Disrupting, changing, and disengaging with existing patterns of our working process: reflecting on approaches, emotions, thinking processes, actions, methods, communication and engagement with others on an individual and an institutional level.

This roundtable, with the participation of Danish dramaturgs and choreographers, will therefore explore: How can dramaturgy be an instigator of change? Starting from a personal perspective, the conversation will explore the question on different levels, relating it to our practice and dramaturgical thinking; it will further examine our responsibilities on an institutional level and see how shifts in patterns may bring about changes on a societal level.

The conversation from 17.30 onwards will disrupt the pattern of the roundtable format and will continue in a more spontaneous way.

The event finishes at 19.00 (the live-stream ends at 17.30).

Participants:

 

Synne K. Behrndt is a lecturer, researcher and dramaturg. She has published and presented papers and workshops on dramaturgy internationally. She is the co-author of the book Dramaturgy and Performance (Palgrave, 2008/2016) and joint editor of Palgrave’s book series ‘New Dramaturgies’. As a dramaturg, she has worked within devising and dance and she is currently Assistant Professor at the Department for Performing Arts, University of the Arts, Stockholm.

 

Naya Moll Olsen is a choreographer, dancer and dramaturg based in Copenhagen. She holds a BA in dance and choreography from The Danish National School of Performing Arts, where she graduated in 2017. As a dramaturg, Naya is working closely together with the choreographer Emilie Gregersen, and have been a part of the unfolding of a performance trilogy about the phenomenology of senses, first with Touch (2020), then Caresses (2021). Naya is a part of Dance Coop in Copenhagen, a new self-organized studio collective of 16 choreographers working with performance and intersectional practices, as well as being a board member of DANSEatelier, and board member and editor of “Kvinde Kend Din Krop“, a fund working with public health information about the body, gender, sex and culture.

 

Rasmus Malling Lykke Skov is a performing arts practitioner, performer, dramaturg and stage director. Educated as Auteur from the Danish School of Performing Arts, and with an academic background in History of Ideas (BA) and Dramaturgy (MA).
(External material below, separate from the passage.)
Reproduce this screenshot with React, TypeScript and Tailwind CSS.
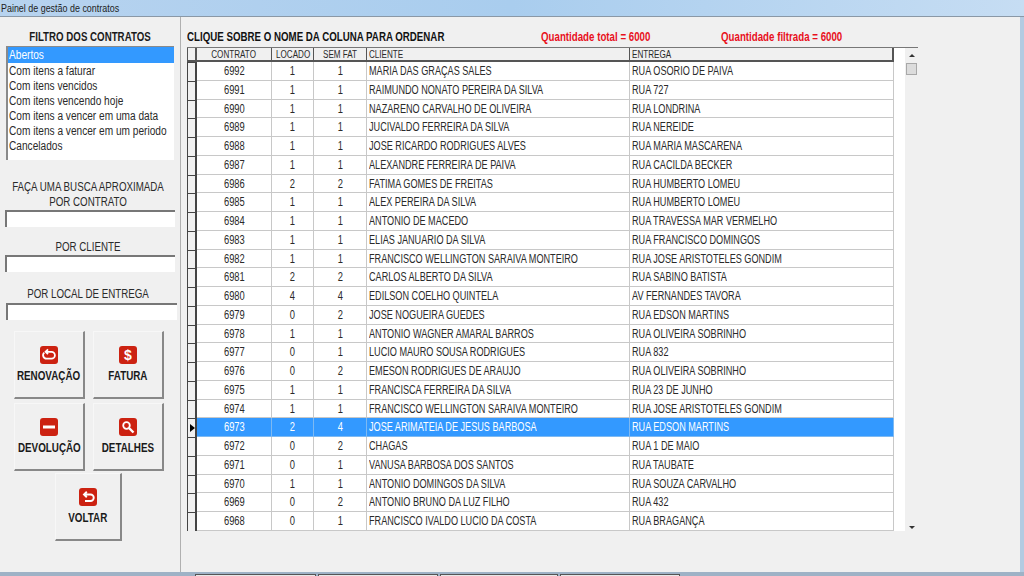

He works freelance, and as the artistic co-director of the Danish performance theatre company Teater Fluks, which he co-founded in 2011. Rasmus makes work for different areas within the performing arts, primarily focused on the resonance-led, the research-based and the relation-powered in the intersection between performance art, theatre and installation work.

 

Tina Tarpgaard is an artist working with dance and choreography. In 2005 she founded the Copenhagen based recoil performance group, an organizational structure for artistic creation and collaboration. Her choreographic work cuts across established aesthetic categories and is informed by specific collaborations with different knowledge fields, such as bio-artist, scientists or farmers. Her main interest is the relational in both the art experience and in the artistic process. In her early performances, this took the form of digital trompe-l’oeil projections, while later projects established more sensorial, analogue universes with a strong focus on community and sustainability – hence, she is a firm believer that art and a sustainable future is closely connected. Tina is a MOMAK artist – MOMAK is an artist collective working for knowledge and recourse sharing within dance and choreography. www.recoil-performance.org and www.momak.dk

 

Katalin Trencsényi is a dramaturg, theatre-maker, and researcher, working in the field of contemporary theatre, dance and performance. As a London-based dramaturg, she has worked with the National Theatre, the Royal Court Theatre, Soho Theatre, Corali Dance Company, Deafinitely Theatre, and with many independent artists. Katalin has taught at RADA, the Royal Central School of Speech and Drama (visiting lecturer), as well as internationally. Katalin is the author of Dramaturgy in the Making (Bloomsbury Methuen Drama, 2015) and editor of Bandoneon: Working with Pina Bausch (Oberon Books, 2016). Katalin is co-founder of the Dramaturgs’ Network. Currently, she is working as a lecturer on the Comparative Dramaturgy and Performance Research Programme at the University of the Arts Helsinki.

About MMDD

Micro and Macro Dramaturgies in Dance (MMDD), a two (plus one)-year (2019 – 2022), international training and research project was set up to foster capacity building for artists and artistic leaders of organisations in the field of contemporary dance in Europe, by developing their skills in dance dramaturgy as a creative and socially conscious practice. The project unites six leading contemporary dance organisations, Tanec Praha (CZ), Anghiari Dance Hub in partnership with Marche Teatro (IT), DansBrabant (NL), Dance House Lemesos (CY) and Bora Bora (DK), with a scientific/curatorial team, Anne-Marije van den Bersselaar (NL), Guy Cools (B), Maja Hriešik (SK), Katalin Trencsényi (HU/UK), and Alexis Vassiliou (CY), who are responsible for planning, developing and realising the programme. The aim of this project is to develop skills in micro dramaturgy that is the ‘weaving together’ of the actual performance so that it is better readable by and accessible to an audience. At the same time, the project explores macro dramaturgy, that is to say how the artists relate to society and how the dramaturgical strategies and methodologies are transferable outside the domain of dance. The longer-term objective of this pilot project is to develop contemporary dance and dramaturgy as a critical tool to respond to and work with local communities and improve social cohesion.